だが、不運なことに、ジョンの愛車1969年製フォード・マスタングがロシアンマフィアの若造ヨセフ・タラソフ(アルフィー・アレン)の目にとまり、ジョンの自宅は襲撃。犬は殺され、愛車も奪われる。
チャールズ・ブロンソンの時代なら、主人公は殺された妻の復讐に走るところだが、今回、被害に遭うのは犬とクルマというわけだ。
しかも、無力な男が必死になってリベンジするのではなく、とてつもなく怖い伝説の殺し屋を、そうとは知らず怒らせてしまうパターン。
このヨセフはマフィアのボスであるヴィゴ・タラソフ(ミカエル・ニクヴィスト)の放蕩息子で、父から自分が愚かにも敵に回したジョンという人物の怖さを、しつこく説明される。
◇
ジョンが本当に、ただ愛する妻のために裏社会から足を洗ったのか、妻ヘレンは本当に病死だったのか、謎めいた部分は残る。
だが、とにかくジョン・ウィックはかつての顔なじみ連中と再びコンタクトをとり、このヨセフとその父ヴィゴのタラソフ父子に反撃にでる。

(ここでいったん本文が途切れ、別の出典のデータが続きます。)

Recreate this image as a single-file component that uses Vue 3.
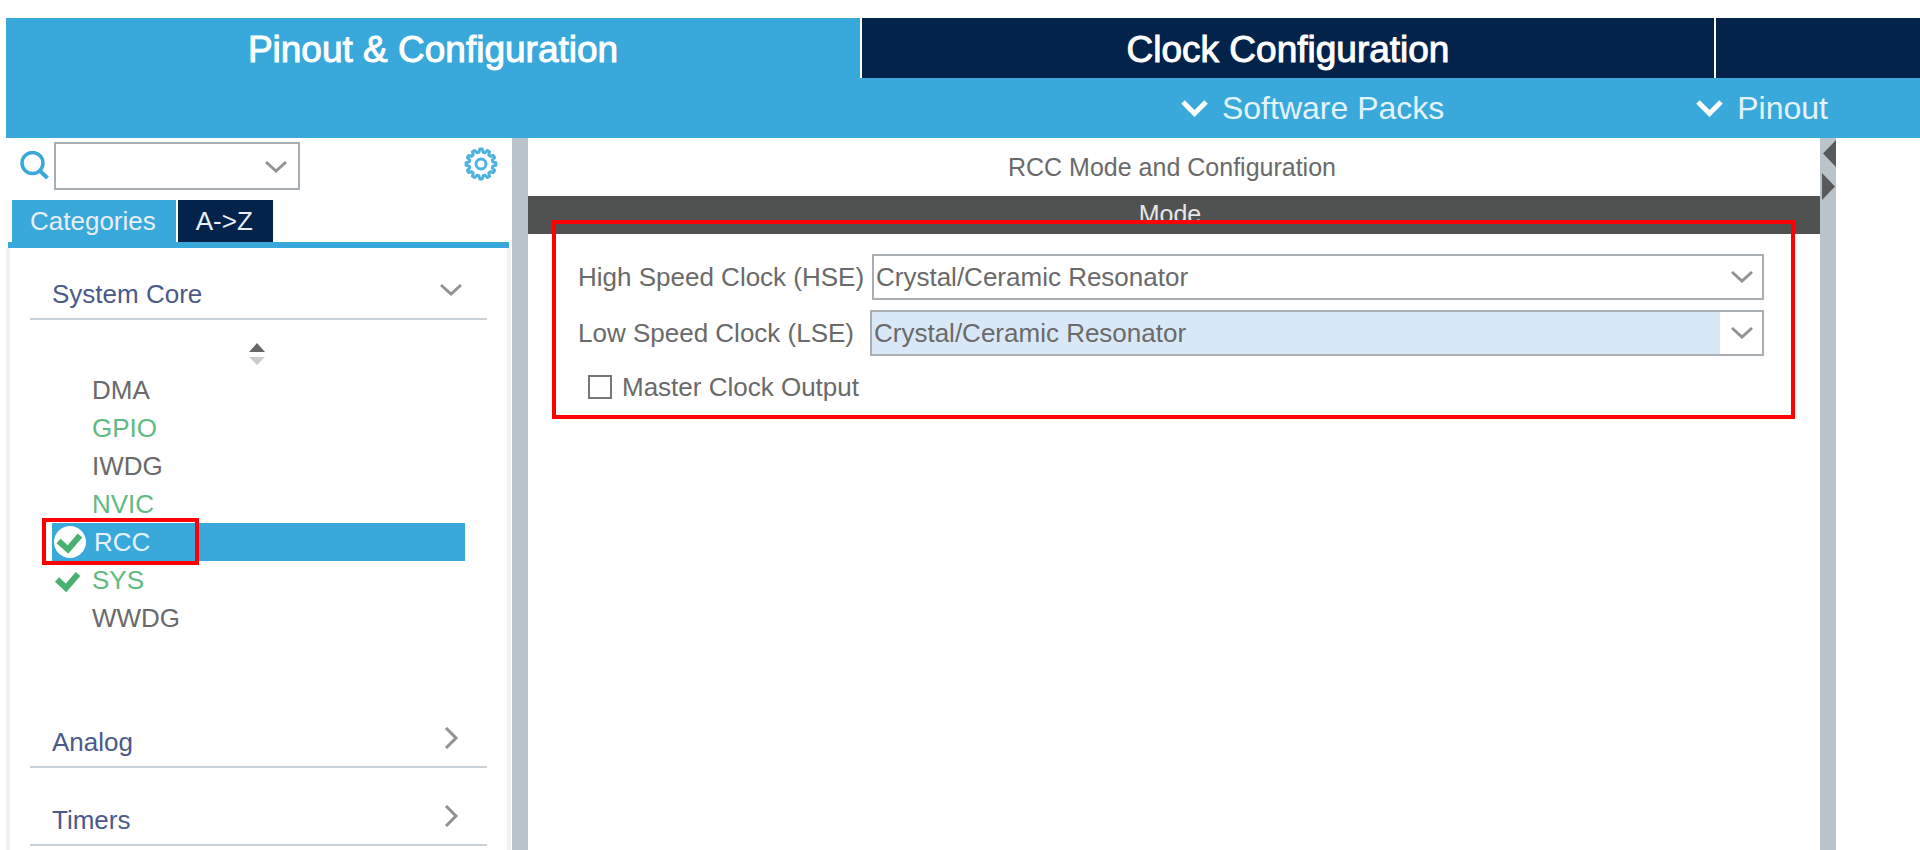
<script setup>
import { ref } from 'vue'

const peripherals = [
  { name: 'DMA', state: 'plain' },
  { name: 'GPIO', state: 'used' },
  { name: 'IWDG', state: 'plain' },
  { name: 'NVIC', state: 'used' },
  { name: 'RCC', state: 'selected' },
  { name: 'SYS', state: 'used', checked: true },
  { name: 'WWDG', state: 'plain' },
]
const closedGroups = ['Analog', 'Timers']
const hse = ref('Crystal/Ceramic Resonator')
const lse = ref('Crystal/Ceramic Resonator')
const options = ['Disable', 'BYPASS Clock Source', 'Crystal/Ceramic Resonator']
const search = ref('')
const mco = ref(false)

function gearPath(teeth, outer, inner) {
  const step = (Math.PI * 2) / teeth
  const point = (r, a) => `${(16 + r * Math.sin(a)).toFixed(2)} ${(16 - r * Math.cos(a)).toFixed(2)}`
  let d = ''
  for (let i = 0; i < teeth; i++) {
    const a = i * step
    d += `${i ? 'L' : 'M'}${point(outer, a - step * 0.16)}L${point(outer, a + step * 0.16)}`
    d += `L${point(inner, a + step * 0.34)}L${point(inner, a + step * 0.66)}`
  }
  return d + 'Z'
}
const gear = gearPath(12, 15, 12)
</script>

<template>
  <div class="app">
    <nav class="tabs">
      <button class="tab active" type="button">Pinout &amp; Configuration</button>
      <button class="tab" type="button">Clock Configuration</button>
      <div class="tab"></div>
    </nav>

    <div class="toolbar">
      <button class="menu" type="button">
        <svg width="27" height="18" viewBox="0 0 27 18"><path d="M2 3l11.500 11.500L25 3" fill="none" stroke="#fff" stroke-width="5" /></svg>
        Software Packs
      </button>
      <button class="menu" type="button">
        <svg width="27" height="18" viewBox="0 0 27 18"><path d="M2 3l11.500 11.500L25 3" fill="none" stroke="#fff" stroke-width="5" /></svg>
        Pinout
      </button>
    </div>

    <div class="body">
      <aside class="sidebar">
        <div class="search">
          <label for="search">
            <svg width="30" height="30" viewBox="0 0 30 30" fill="none" stroke="#39a9dc"><circle cx="12.500" cy="12" r="10.500" stroke-width="3.500" /><path d="M19.500 19.500L27.500 27" stroke-width="4" /></svg>
          </label>
          <div class="combo">
            <select id="search" v-model="search"><option value=""></option></select>
            <svg class="arrow" width="22" height="14" viewBox="0 0 22 14"><path d="M1 2l10 9L21 2" /></svg>
          </div>
          <button class="settings" type="button">
            <svg width="34" height="34" viewBox="-1 -1 34 34" fill="none" stroke="#4fb3e0" stroke-width="3"><path :d="gear" stroke-linejoin="round" /><circle cx="16" cy="16" r="5" /></svg>
          </button>
        </div>

        <div class="views">
          <button class="view active" type="button">Categories</button>
          <button class="view" type="button">A-&gt;Z</button>
        </div>

        <div class="tree">
          <button class="group first" type="button">
            System Core
            <svg class="chevron" width="22" height="14" viewBox="0 0 22 14"><path d="M1 2l10 9L21 2" /></svg>
          </button>
          <div class="list">
            <button class="sort" type="button">
              <svg width="18" height="24" viewBox="0 0 18 24"><path d="M9 1l8 9H1z" fill="#666" /><path d="M9 23l8-8H1z" fill="#ccc" /></svg>
            </button>
            <ul>
              <li v-for="p in peripherals" :key="p.name" :class="p.state">
                <button type="button">
                  <svg class="mark" width="36" height="38" viewBox="0 0 36 38">
                    <circle v-if="p.state === 'selected'" cx="18" cy="19" r="16" fill="#fff" />
                    <path v-if="p.state === 'selected'" d="M6.500 18l9.500 8.500 12-14" fill="none" stroke="#49b170" stroke-width="6" />
                    <path v-if="p.checked" d="M5 18.500l9 8.500 12-14" fill="none" stroke="#49b170" stroke-width="6" />
                  </svg>
                  {{ p.name }}
                </button>
                <span v-if="p.state === 'selected'" class="frame"></span>
              </li>
            </ul>
          </div>
          <button v-for="g in closedGroups" :key="g" class="group" type="button">
            {{ g }}
            <svg class="chevron" width="22" height="22" viewBox="0 0 22 22"><path d="M6 1l10 10L6 21" /></svg>
          </button>
        </div>
      </aside>

      <div class="splitter"></div>

      <main class="content">
        <h1>RCC Mode and Configuration</h1>
        <h2>Mode</h2>
        <section class="mode">
          <div class="field">
            <label for="hse">High Speed Clock (HSE)</label>
            <div class="combo">
              <select id="hse" v-model="hse"><option v-for="o in options" :key="o">{{ o }}</option></select>
              <svg class="arrow" width="22" height="14" viewBox="0 0 22 14"><path d="M1 2l10 9L21 2" /></svg>
            </div>
          </div>
          <div class="field low">
            <label for="lse">Low Speed Clock (LSE)</label>
            <div class="combo focused">
              <select id="lse" v-model="lse"><option v-for="o in options" :key="o">{{ o }}</option></select>
              <svg class="arrow" width="22" height="14" viewBox="0 0 22 14"><path d="M1 2l10 9L21 2" /></svg>
            </div>
          </div>
          <label class="check"><input v-model="mco" type="checkbox" />Master Clock Output</label>
          <span class="frame"></span>
        </section>
      </main>

      <div class="splitter right">
        <svg width="16" height="64" viewBox="0 0 16 64" fill="#58595b"><path d="M16 2v27L3 15.500zM2 35v27l13-13.500z" /></svg>
      </div>
      <div class="pane"></div>
    </div>
  </div>
</template>

<style>
body {
  background: #fff;
}
</style>

<style scoped>
.app {
  box-sizing: border-box;
  display: flex;
  flex-direction: column;
  height: 100vh;
  padding: 18px 0 0 6px;
  overflow: hidden;
  font-family: "Liberation Sans", Arial, sans-serif;
  font-size: 26px;
  line-height: 38px;
  color: #6a6a6a;
}
button {
  margin: 0;
  padding: 0;
  border: 0;
  background: none;
  font: inherit;
  color: inherit;
  text-align: left;
}
svg {
  display: block;
  flex: none;
}
.tabs {
  display: grid;
  grid-template-columns: 854fr 852fr 204fr;
  gap: 2px;
  flex: none;
}
.tab {
  box-sizing: border-box;
  min-height: 60px;
  padding-top: 4px;
  background: #03234b;
  color: #fff;
  font-size: 37px;
  text-align: center;
  -webkit-text-stroke: 1px #fff;
}
.tab.active {
  background: #39a9dc;
}
.toolbar {
  display: flex;
  justify-content: flex-end;
  align-items: center;
  gap: 252px;
  flex: none;
  height: 60px;
  padding-right: 92px;
  background: #39a9dc;
  color: #e4f3fb;
  font-size: 32px;
}
.menu {
  display: flex;
  align-items: center;
  gap: 14px;
}
.body {
  display: flex;
  flex: 1;
  min-height: 0;
}
.sidebar {
  display: flex;
  flex-direction: column;
  flex: none;
  width: 506px;
}
.search {
  display: flex;
  align-items: center;
  padding: 4px 14px 0 14px;
}
.search .combo {
  flex: none;
  width: 246px;
  margin-left: 4px;
}
.search select {
  height: 48px;
}
.settings {
  margin: 0 0 4px auto;
}
.views {
  display: flex;
  gap: 2px;
  margin: 10px 3px 0 2px;
  padding-left: 4px;
  border-bottom: 6px solid #39a9dc;
}
.view {
  height: 42px;
  padding: 0 20px 0 18px;
  background: #03234b;
  color: #e8eef4;
}
.view.active {
  background: #39a9dc;
}
.tree {
  display: flow-root;
  flex: 1;
  margin-right: 1px;
  padding: 0 20px;
  border: solid #eff2f4;
  border-width: 0 4px;
}
.group {
  display: flex;
  justify-content: space-between;
  align-items: center;
  box-sizing: border-box;
  width: 100%;
  height: 50px;
  margin-top: 28px;
  padding: 0 25px 0 22px;
  border-bottom: 2px solid #c8d1d7;
  color: #4a5a8a;
}
.group.first {
  margin-top: 22px;
}
.chevron {
  margin-bottom: 8px;
}
.chevron path,
.arrow path {
  fill: none;
  stroke: #929292;
  stroke-width: 3;
}
.list {
  padding: 22px 22px 53px;
}
.sort {
  display: block;
  height: 29px;
  margin: 0 auto;
  padding-right: 4px;
  line-height: 24px;
}
.sort svg {
  margin-bottom: 5px;
}
ul {
  margin: 0;
  padding: 0;
  list-style: none;
}
li {
  position: relative;
}
li button {
  display: flex;
  width: 100%;
  gap: 4px;
}
.used {
  color: #5fbb82;
}
.selected {
  background: #39a9dc;
  color: #e4f3fb;
}
.selected button {
  gap: 6px;
}
.frame {
  position: absolute;
  border: 4px solid #f00;
  pointer-events: none;
}
li .frame {
  inset: -5px 266px -4px -10px;
}
.splitter {
  flex: none;
  width: 16px;
  background: #b8c3ca;
}
.content {
  flex: 1292;
  min-width: 0;
}
.pane {
  flex: 84;
}
h1,
h2 {
  margin: 0;
  font-size: 25px;
  font-weight: 400;
  text-align: center;
}
h1 {
  padding: 10px 4px 10px 0;
}
h2 {
  padding: 0 8px 2px 0;
  background: #505251;
  color: #e6e6e6;
  line-height: 36px;
}
.mode {
  position: relative;
  display: flex;
  flex-direction: column;
  gap: 10px;
  padding: 20px 56px 0 50px;
}
.mode .frame {
  inset: -14px 25px -9px 24px;
}
.field {
  display: flex;
  align-items: center;
}
.field label {
  flex: none;
  width: 294px;
}
.field.low label {
  width: 292px;
}
.combo {
  position: relative;
  flex: 1;
  min-width: 0;
}
select {
  display: block;
  box-sizing: border-box;
  width: 100%;
  height: 46px;
  padding: 0 44px 0 2px;
  border: 2px solid #a8afb4;
  border-radius: 0;
  background: #fff;
  appearance: none;
  font: inherit;
  color: inherit;
}
.focused select {
  background: linear-gradient(to left, #fff 42px, #d8e8f7 42px);
}
.arrow {
  position: absolute;
  right: 11px;
  top: 16px;
  pointer-events: none;
}
.search .arrow {
  right: 13px;
  top: 18px;
}
.check {
  display: flex;
  align-items: center;
  gap: 10px;
  padding: 2px 0 4px 10px;
}
.check input {
  width: 24px;
  height: 24px;
  margin: 0;
  border: 2px solid #777;
  background: #fff;
  appearance: none;
}
.check input:checked {
  background: #39a9dc;
}
</style>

ヴィゴはジョンの恐ろしさを十分知っているが、愛息のために仕方なく、カネで殺し屋を雇いジョンを始末しようと企てる。以上がが大きな話の流れ。
銃撃の一発一発にこだわり
裏社会では聖地とされ、そこでは殺人御法度のホテル・コンチネンタル・ニューヨーク、ディナー予約の電話で登場する死体処理班の面々など、ジョンのかつての仲間たちがみな魅力的なキャラ揃い。
そして、ヴィゴが刺客として雇う、ジョンと旧知の同業者であるマーカス。演じるのは、キアヌに負けない存在感のウィレム・デフォー。敵か味方か、読めない展開がいい。
本作の売りであるアクションについては、『マトリックス』で魅せたような、初めてお目にかかるような驚きの映像ではない。
どちらかというと、リアルさを追求しているのだろう。銃撃戦も派手にパンパンと撃ちまくるのではなく、一発一発に意味があるようなこだわりを感じる。弾薬数や火薬量がセールスポイントという大味な作品とは一線を画す。
ジョンが昔の仲間にサービスを依頼するときには、金貨で支払うのがお作法らしい。
殺し屋が金貨をやりとりしているシーンは『007ロシアより愛をこめて』を思い出させるが、日本びいきのキアヌのことだから、『必殺仕事人』を意識したのかもしれないな。
本作がシリーズ化するとは当時想像していなかったが、続きを観ていくと、この一作目で完成した基本形を少しずつ改変していくのが面白い。その意味では、シリーズ化したことで一作目の完成度の高さが再認識できたように思う。